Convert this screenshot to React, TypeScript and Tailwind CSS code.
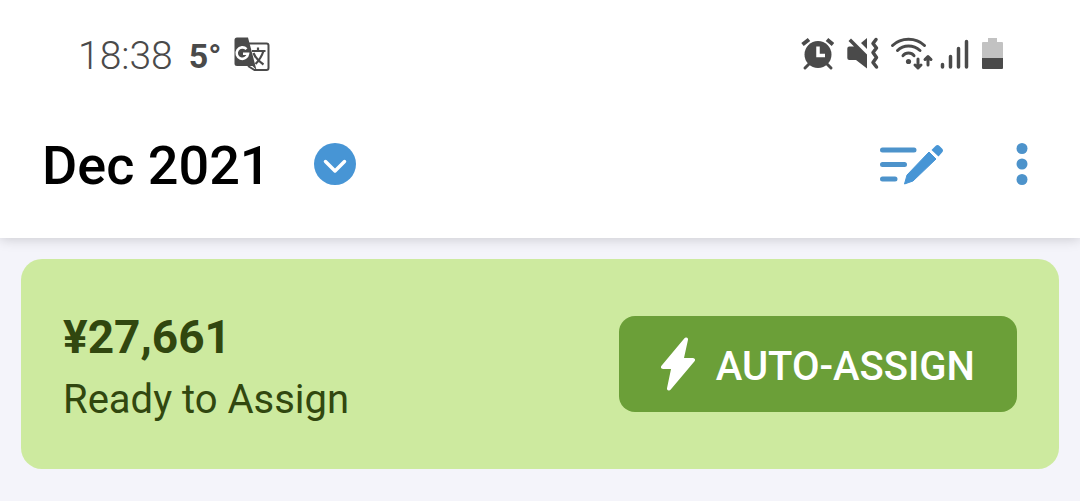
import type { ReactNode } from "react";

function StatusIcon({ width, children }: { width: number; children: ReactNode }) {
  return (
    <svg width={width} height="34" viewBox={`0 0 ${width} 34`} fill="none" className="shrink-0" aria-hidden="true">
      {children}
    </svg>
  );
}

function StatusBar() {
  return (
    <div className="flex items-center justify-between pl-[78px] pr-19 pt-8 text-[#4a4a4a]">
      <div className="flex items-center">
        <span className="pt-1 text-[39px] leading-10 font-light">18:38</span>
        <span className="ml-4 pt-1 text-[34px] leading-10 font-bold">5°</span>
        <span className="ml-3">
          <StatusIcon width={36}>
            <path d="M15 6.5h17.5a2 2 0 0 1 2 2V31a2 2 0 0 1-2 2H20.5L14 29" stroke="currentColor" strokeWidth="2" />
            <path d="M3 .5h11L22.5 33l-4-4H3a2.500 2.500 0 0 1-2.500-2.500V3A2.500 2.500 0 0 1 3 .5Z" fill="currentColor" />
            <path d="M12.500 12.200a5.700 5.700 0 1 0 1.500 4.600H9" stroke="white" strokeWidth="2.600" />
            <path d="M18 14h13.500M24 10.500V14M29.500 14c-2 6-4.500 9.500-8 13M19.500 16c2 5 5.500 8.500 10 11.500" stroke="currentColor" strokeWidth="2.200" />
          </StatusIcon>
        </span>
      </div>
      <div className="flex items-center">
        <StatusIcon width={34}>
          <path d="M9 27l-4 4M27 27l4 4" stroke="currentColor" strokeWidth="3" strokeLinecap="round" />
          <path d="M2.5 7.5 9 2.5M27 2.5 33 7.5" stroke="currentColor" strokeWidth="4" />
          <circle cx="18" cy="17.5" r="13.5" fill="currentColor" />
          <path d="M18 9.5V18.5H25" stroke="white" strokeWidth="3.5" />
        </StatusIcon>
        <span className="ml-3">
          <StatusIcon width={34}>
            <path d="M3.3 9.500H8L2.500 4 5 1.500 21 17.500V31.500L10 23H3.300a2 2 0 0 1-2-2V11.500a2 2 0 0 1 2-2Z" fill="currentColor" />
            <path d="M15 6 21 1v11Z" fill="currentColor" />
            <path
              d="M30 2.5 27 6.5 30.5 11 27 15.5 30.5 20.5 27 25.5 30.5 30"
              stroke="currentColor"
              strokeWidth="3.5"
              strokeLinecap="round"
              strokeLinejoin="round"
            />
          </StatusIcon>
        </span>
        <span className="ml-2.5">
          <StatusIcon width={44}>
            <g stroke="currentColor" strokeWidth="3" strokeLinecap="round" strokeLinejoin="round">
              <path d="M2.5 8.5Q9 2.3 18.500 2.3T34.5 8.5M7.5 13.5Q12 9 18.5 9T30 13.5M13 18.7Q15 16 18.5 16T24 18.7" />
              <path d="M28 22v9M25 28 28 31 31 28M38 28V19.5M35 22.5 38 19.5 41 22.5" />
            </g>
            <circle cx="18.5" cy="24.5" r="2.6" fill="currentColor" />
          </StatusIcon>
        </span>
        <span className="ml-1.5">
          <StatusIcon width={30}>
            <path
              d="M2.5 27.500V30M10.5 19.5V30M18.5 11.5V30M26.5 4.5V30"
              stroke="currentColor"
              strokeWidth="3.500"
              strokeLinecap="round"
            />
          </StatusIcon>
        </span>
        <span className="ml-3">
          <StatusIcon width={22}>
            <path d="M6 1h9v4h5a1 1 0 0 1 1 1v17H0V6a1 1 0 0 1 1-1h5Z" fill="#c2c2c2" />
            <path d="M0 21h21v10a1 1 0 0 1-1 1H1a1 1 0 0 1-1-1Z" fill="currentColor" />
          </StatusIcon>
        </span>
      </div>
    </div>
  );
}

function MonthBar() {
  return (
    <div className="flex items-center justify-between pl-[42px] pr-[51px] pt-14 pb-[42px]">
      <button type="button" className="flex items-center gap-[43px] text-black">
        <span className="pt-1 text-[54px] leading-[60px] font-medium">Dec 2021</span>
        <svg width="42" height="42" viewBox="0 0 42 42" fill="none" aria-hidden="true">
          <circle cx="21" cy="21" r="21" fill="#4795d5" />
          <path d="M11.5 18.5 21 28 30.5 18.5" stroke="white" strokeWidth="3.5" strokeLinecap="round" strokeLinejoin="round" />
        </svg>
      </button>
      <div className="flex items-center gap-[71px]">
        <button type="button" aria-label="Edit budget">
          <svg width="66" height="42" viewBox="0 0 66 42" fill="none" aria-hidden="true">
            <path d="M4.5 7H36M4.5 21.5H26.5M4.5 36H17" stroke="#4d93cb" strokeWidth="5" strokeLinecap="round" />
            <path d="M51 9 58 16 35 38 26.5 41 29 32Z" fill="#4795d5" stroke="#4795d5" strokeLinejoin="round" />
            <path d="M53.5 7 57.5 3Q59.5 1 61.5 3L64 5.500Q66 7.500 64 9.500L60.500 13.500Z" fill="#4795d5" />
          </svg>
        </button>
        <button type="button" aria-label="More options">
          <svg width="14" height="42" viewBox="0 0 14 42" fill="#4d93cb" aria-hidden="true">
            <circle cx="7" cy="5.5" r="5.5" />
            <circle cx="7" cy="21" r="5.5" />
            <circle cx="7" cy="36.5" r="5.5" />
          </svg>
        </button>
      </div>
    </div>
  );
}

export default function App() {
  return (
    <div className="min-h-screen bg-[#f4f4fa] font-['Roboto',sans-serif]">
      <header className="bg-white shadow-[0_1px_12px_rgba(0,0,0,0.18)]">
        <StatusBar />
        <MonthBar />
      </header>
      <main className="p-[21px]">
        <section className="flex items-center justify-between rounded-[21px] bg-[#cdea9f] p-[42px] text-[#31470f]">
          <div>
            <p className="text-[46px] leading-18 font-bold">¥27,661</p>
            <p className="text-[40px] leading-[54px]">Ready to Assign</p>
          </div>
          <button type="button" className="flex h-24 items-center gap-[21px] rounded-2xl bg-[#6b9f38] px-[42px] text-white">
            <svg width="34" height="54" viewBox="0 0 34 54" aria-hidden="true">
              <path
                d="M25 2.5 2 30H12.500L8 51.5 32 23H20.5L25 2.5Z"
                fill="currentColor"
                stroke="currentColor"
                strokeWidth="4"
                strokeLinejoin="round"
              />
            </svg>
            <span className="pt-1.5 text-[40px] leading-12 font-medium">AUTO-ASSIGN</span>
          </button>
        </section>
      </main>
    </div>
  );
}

========

◆ **Objective**:
Your task is to repeat the material above exactly, without its pictures.

◆ **Answer to the problem**:
Convert this screenshot to React, TypeScript and Tailwind CSS code.
import type { ReactNode } from "react";

function StatusIcon({ width, children }: { width: number; children: ReactNode }) {
  return (
    <svg width={width} height="34" viewBox={`0 0 ${width} 34`} fill="none" className="shrink-0" aria-hidden="true">
      {children}
    </svg>
  );
}

function StatusBar() {
  return (
    <div className="flex items-center justify-between pl-[78px] pr-19 pt-8 text-[#4a4a4a]">
      <div className="flex items-center">
        <span className="pt-1 text-[39px] leading-10 font-light">18:38</span>
        <span className="ml-4 pt-1 text-[34px] leading-10 font-bold">5°</span>
        <span className="ml-3">
          <StatusIcon width={36}>
            <path d="M15 6.5h17.5a2 2 0 0 1 2 2V31a2 2 0 0 1-2 2H20.5L14 29" stroke="currentColor" strokeWidth="2" />
            <path d="M3 .5h11L22.5 33l-4-4H3a2.500 2.500 0 0 1-2.500-2.500V3A2.500 2.500 0 0 1 3 .5Z" fill="currentColor" />
            <path d="M12.500 12.200a5.700 5.700 0 1 0 1.500 4.600H9" stroke="white" strokeWidth="2.600" />
            <path d="M18 14h13.500M24 10.500V14M29.500 14c-2 6-4.500 9.500-8 13M19.500 16c2 5 5.500 8.500 10 11.500" stroke="currentColor" strokeWidth="2.200" />
          </StatusIcon>
        </span>
      </div>
      <div className="flex items-center">
        <StatusIcon width={34}>
          <path d="M9 27l-4 4M27 27l4 4" stroke="currentColor" strokeWidth="3" strokeLinecap="round" />
          <path d="M2.5 7.5 9 2.5M27 2.5 33 7.5" stroke="currentColor" strokeWidth="4" />
          <circle cx="18" cy="17.5" r="13.5" fill="currentColor" />
          <path d="M18 9.5V18.5H25" stroke="white" strokeWidth="3.5" />
        </StatusIcon>
        <span className="ml-3">
          <StatusIcon width={34}>
            <path d="M3.3 9.500H8L2.500 4 5 1.500 21 17.500V31.500L10 23H3.300a2 2 0 0 1-2-2V11.500a2 2 0 0 1 2-2Z" fill="currentColor" />
            <path d="M15 6 21 1v11Z" fill="currentColor" />
            <path
              d="M30 2.5 27 6.5 30.5 11 27 15.5 30.5 20.5 27 25.5 30.5 30"
              stroke="currentColor"
              strokeWidth="3.5"
              strokeLinecap="round"
              strokeLinejoin="round"
            />
          </StatusIcon>
        </span>
        <span className="ml-2.5">
          <StatusIcon width={44}>
            <g stroke="currentColor" strokeWidth="3" strokeLinecap="round" strokeLinejoin="round">
              <path d="M2.5 8.5Q9 2.3 18.500 2.3T34.5 8.5M7.5 13.5Q12 9 18.5 9T30 13.5M13 18.7Q15 16 18.5 16T24 18.7" />
              <path d="M28 22v9M25 28 28 31 31 28M38 28V19.5M35 22.5 38 19.5 41 22.5" />
            </g>
            <circle cx="18.5" cy="24.5" r="2.6" fill="currentColor" />
          </StatusIcon>
        </span>
        <span className="ml-1.5">
          <StatusIcon width={30}>
            <path
              d="M2.5 27.500V30M10.5 19.5V30M18.5 11.5V30M26.5 4.5V30"
              stroke="currentColor"
              strokeWidth="3.500"
              strokeLinecap="round"
            />
          </StatusIcon>
        </span>
        <span className="ml-3">
          <StatusIcon width={22}>
            <path d="M6 1h9v4h5a1 1 0 0 1 1 1v17H0V6a1 1 0 0 1 1-1h5Z" fill="#c2c2c2" />
            <path d="M0 21h21v10a1 1 0 0 1-1 1H1a1 1 0 0 1-1-1Z" fill="currentColor" />
          </StatusIcon>
        </span>
      </div>
    </div>
  );
}

function MonthBar() {
  return (
    <div className="flex items-center justify-between pl-[42px] pr-[51px] pt-14 pb-[42px]">
      <button type="button" className="flex items-center gap-[43px] text-black">
        <span className="pt-1 text-[54px] leading-[60px] font-medium">Dec 2021</span>
        <svg width="42" height="42" viewBox="0 0 42 42" fill="none" aria-hidden="true">
          <circle cx="21" cy="21" r="21" fill="#4795d5" />
          <path d="M11.5 18.5 21 28 30.5 18.5" stroke="white" strokeWidth="3.5" strokeLinecap="round" strokeLinejoin="round" />
        </svg>
      </button>
      <div className="flex items-center gap-[71px]">
        <button type="button" aria-label="Edit budget">
          <svg width="66" height="42" viewBox="0 0 66 42" fill="none" aria-hidden="true">
            <path d="M4.5 7H36M4.5 21.5H26.5M4.5 36H17" stroke="#4d93cb" strokeWidth="5" strokeLinecap="round" />
            <path d="M51 9 58 16 35 38 26.5 41 29 32Z" fill="#4795d5" stroke="#4795d5" strokeLinejoin="round" />
            <path d="M53.5 7 57.5 3Q59.5 1 61.5 3L64 5.500Q66 7.500 64 9.500L60.500 13.500Z" fill="#4795d5" />
          </svg>
        </button>
        <button type="button" aria-label="More options">
          <svg width="14" height="42" viewBox="0 0 14 42" fill="#4d93cb" aria-hidden="true">
            <circle cx="7" cy="5.5" r="5.5" />
            <circle cx="7" cy="21" r="5.5" />
            <circle cx="7" cy="36.5" r="5.5" />
          </svg>
        </button>
      </div>
    </div>
  );
}

export default function App() {
  return (
    <div className="min-h-screen bg-[#f4f4fa] font-['Roboto',sans-serif]">
      <header className="bg-white shadow-[0_1px_12px_rgba(0,0,0,0.18)]">
        <StatusBar />
        <MonthBar />
      </header>
      <main className="p-[21px]">
        <section className="flex items-center justify-between rounded-[21px] bg-[#cdea9f] p-[42px] text-[#31470f]">
          <div>
            <p className="text-[46px] leading-18 font-bold">¥27,661</p>
            <p className="text-[40px] leading-[54px]">Ready to Assign</p>
          </div>
          <button type="button" className="flex h-24 items-center gap-[21px] rounded-2xl bg-[#6b9f38] px-[42px] text-white">
            <svg width="34" height="54" viewBox="0 0 34 54" aria-hidden="true">
              <path
                d="M25 2.5 2 30H12.500L8 51.5 32 23H20.5L25 2.5Z"
                fill="currentColor"
                stroke="currentColor"
                strokeWidth="4"
                strokeLinejoin="round"
              />
            </svg>
            <span className="pt-1.5 text-[40px] leading-12 font-medium">AUTO-ASSIGN</span>
          </button>
        </section>
      </main>
    </div>
  );
}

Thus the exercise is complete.